Instructions for the task:
Starting at the line containing "Convert this screenshot" and ending at the line containing "import React from 'react';", reproduce each line exactly as written, with both end lines included and all pictures omitted.
>> Begin Source data
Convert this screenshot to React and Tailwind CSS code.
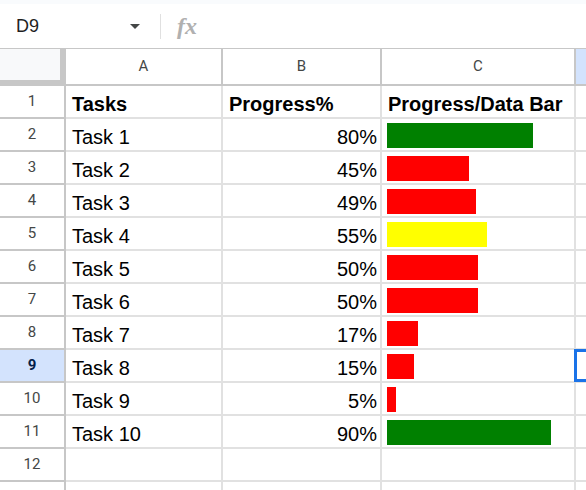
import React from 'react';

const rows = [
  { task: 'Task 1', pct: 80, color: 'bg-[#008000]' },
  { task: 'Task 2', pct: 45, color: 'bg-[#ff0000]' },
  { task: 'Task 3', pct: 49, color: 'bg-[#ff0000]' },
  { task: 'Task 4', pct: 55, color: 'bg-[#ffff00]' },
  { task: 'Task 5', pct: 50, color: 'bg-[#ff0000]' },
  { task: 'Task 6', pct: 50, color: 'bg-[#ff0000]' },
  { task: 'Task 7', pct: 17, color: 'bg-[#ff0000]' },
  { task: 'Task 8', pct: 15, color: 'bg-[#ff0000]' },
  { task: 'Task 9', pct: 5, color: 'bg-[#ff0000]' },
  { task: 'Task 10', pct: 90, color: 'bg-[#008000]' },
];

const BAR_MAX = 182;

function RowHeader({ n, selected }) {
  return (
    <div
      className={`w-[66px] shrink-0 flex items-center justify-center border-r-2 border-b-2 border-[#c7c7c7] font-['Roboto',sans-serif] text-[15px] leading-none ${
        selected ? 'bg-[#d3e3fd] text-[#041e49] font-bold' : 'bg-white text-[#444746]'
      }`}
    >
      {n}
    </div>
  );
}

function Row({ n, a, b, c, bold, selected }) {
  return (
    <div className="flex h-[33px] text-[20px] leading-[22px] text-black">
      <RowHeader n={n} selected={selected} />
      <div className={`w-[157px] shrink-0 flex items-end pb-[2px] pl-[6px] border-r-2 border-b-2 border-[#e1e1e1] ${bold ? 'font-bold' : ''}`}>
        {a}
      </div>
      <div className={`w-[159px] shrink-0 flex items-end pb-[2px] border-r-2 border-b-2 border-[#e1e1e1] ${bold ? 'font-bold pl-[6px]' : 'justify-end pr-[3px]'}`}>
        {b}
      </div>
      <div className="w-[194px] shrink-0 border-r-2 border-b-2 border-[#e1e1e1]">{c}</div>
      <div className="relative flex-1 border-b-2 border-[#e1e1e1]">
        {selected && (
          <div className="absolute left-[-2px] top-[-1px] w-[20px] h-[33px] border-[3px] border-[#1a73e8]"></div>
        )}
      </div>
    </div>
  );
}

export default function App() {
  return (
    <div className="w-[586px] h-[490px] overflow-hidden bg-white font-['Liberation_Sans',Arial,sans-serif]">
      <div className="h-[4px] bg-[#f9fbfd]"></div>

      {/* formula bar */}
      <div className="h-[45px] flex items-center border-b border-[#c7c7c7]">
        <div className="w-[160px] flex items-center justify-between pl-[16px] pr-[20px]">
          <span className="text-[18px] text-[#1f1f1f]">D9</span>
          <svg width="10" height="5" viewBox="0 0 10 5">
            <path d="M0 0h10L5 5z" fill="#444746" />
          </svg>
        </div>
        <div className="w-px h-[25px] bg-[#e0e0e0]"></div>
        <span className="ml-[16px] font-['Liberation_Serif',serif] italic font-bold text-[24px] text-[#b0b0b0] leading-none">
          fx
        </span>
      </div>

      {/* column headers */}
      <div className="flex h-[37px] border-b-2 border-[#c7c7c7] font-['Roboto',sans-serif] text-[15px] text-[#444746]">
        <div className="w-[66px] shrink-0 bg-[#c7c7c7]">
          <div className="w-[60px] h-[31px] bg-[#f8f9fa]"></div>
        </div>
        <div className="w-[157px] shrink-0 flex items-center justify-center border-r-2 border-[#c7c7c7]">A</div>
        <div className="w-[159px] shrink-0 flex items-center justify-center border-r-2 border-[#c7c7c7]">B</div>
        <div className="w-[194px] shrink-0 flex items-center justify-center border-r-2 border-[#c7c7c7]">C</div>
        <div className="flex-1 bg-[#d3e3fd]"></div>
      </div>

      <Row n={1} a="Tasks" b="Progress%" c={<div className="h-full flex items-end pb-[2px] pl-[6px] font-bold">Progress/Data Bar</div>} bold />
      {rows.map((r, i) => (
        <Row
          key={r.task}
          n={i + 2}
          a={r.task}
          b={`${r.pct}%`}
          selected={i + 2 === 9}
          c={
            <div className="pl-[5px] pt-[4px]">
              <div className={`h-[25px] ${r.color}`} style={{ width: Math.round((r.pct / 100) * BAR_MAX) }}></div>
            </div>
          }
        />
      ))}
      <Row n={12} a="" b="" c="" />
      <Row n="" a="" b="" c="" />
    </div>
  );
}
>> End Source data
>> Begin Source data
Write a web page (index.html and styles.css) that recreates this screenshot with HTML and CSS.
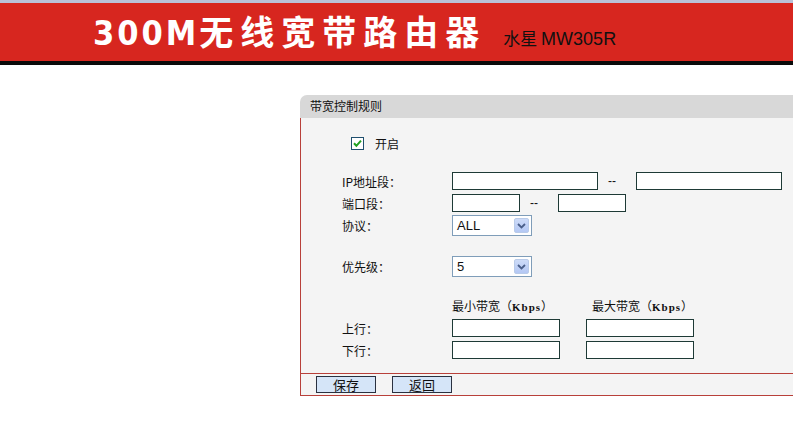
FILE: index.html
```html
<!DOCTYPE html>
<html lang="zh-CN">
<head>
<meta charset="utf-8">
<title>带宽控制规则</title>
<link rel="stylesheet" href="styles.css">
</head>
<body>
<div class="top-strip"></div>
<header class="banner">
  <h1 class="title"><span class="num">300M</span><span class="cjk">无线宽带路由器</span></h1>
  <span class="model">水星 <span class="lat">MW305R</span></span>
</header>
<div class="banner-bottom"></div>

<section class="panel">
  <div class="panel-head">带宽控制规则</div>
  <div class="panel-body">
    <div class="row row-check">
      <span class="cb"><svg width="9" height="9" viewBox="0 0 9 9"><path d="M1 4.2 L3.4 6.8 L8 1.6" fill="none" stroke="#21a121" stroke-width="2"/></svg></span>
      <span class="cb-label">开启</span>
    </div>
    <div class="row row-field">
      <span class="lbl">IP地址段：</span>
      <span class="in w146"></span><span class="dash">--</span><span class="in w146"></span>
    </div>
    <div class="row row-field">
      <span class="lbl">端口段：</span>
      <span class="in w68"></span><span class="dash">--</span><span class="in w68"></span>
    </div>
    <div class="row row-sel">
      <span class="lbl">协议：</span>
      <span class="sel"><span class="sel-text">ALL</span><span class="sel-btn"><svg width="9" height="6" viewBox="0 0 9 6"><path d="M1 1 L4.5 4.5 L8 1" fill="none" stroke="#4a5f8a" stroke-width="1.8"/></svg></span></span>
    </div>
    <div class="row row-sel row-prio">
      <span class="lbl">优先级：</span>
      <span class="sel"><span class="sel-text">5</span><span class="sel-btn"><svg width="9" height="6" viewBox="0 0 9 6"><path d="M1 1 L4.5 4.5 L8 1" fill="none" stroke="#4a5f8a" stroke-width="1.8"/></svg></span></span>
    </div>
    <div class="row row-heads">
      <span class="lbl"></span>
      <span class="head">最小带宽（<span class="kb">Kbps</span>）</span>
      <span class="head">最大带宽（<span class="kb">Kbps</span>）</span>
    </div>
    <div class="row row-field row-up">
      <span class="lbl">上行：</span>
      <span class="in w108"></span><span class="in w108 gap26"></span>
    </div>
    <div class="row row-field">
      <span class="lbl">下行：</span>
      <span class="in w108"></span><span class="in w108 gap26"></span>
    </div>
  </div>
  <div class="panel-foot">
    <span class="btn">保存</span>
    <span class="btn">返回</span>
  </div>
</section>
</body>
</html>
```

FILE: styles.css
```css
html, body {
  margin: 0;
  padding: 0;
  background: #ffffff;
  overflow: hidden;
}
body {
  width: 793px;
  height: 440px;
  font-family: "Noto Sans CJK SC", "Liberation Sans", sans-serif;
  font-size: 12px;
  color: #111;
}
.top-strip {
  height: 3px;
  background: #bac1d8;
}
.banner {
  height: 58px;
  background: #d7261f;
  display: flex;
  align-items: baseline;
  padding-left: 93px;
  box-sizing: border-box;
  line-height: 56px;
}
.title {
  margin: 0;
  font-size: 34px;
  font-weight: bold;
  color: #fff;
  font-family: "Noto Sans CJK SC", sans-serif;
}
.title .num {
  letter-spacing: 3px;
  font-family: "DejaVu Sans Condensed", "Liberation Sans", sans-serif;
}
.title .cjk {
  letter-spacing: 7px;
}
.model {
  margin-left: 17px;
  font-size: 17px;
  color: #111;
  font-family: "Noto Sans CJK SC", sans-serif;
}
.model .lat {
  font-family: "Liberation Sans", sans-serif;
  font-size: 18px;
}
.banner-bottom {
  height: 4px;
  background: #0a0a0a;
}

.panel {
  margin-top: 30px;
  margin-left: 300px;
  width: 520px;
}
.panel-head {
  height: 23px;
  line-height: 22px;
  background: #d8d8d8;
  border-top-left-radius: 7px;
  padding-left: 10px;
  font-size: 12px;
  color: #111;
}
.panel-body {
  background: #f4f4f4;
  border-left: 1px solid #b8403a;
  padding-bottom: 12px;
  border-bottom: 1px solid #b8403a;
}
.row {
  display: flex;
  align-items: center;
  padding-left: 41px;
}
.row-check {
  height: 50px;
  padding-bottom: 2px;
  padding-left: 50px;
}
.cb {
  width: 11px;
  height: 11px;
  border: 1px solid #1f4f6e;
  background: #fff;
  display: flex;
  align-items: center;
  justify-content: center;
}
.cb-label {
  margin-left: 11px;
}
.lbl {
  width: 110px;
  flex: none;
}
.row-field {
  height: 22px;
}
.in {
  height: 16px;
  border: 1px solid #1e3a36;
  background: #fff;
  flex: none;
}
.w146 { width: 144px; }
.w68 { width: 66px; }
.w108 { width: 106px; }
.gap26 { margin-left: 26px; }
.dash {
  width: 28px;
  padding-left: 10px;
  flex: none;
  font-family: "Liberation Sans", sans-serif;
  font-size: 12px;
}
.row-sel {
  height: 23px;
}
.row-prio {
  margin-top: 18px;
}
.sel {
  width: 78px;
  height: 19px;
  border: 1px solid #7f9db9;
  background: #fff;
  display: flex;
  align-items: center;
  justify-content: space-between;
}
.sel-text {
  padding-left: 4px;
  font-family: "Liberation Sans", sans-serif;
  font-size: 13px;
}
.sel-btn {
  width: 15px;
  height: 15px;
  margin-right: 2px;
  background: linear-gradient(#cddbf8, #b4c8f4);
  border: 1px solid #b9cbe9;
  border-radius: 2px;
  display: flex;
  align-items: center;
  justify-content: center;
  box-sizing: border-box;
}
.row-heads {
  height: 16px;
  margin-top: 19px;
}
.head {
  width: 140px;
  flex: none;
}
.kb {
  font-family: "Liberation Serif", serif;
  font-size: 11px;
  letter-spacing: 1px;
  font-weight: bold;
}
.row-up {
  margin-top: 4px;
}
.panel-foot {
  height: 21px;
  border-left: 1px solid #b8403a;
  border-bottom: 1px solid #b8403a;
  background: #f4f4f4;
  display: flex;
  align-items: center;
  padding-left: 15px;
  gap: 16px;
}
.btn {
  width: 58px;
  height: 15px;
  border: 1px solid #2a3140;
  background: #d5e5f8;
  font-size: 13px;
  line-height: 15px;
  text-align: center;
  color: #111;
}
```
>> End Source data
Solved problem:
Convert this screenshot to React and Tailwind CSS code.
import React from 'react';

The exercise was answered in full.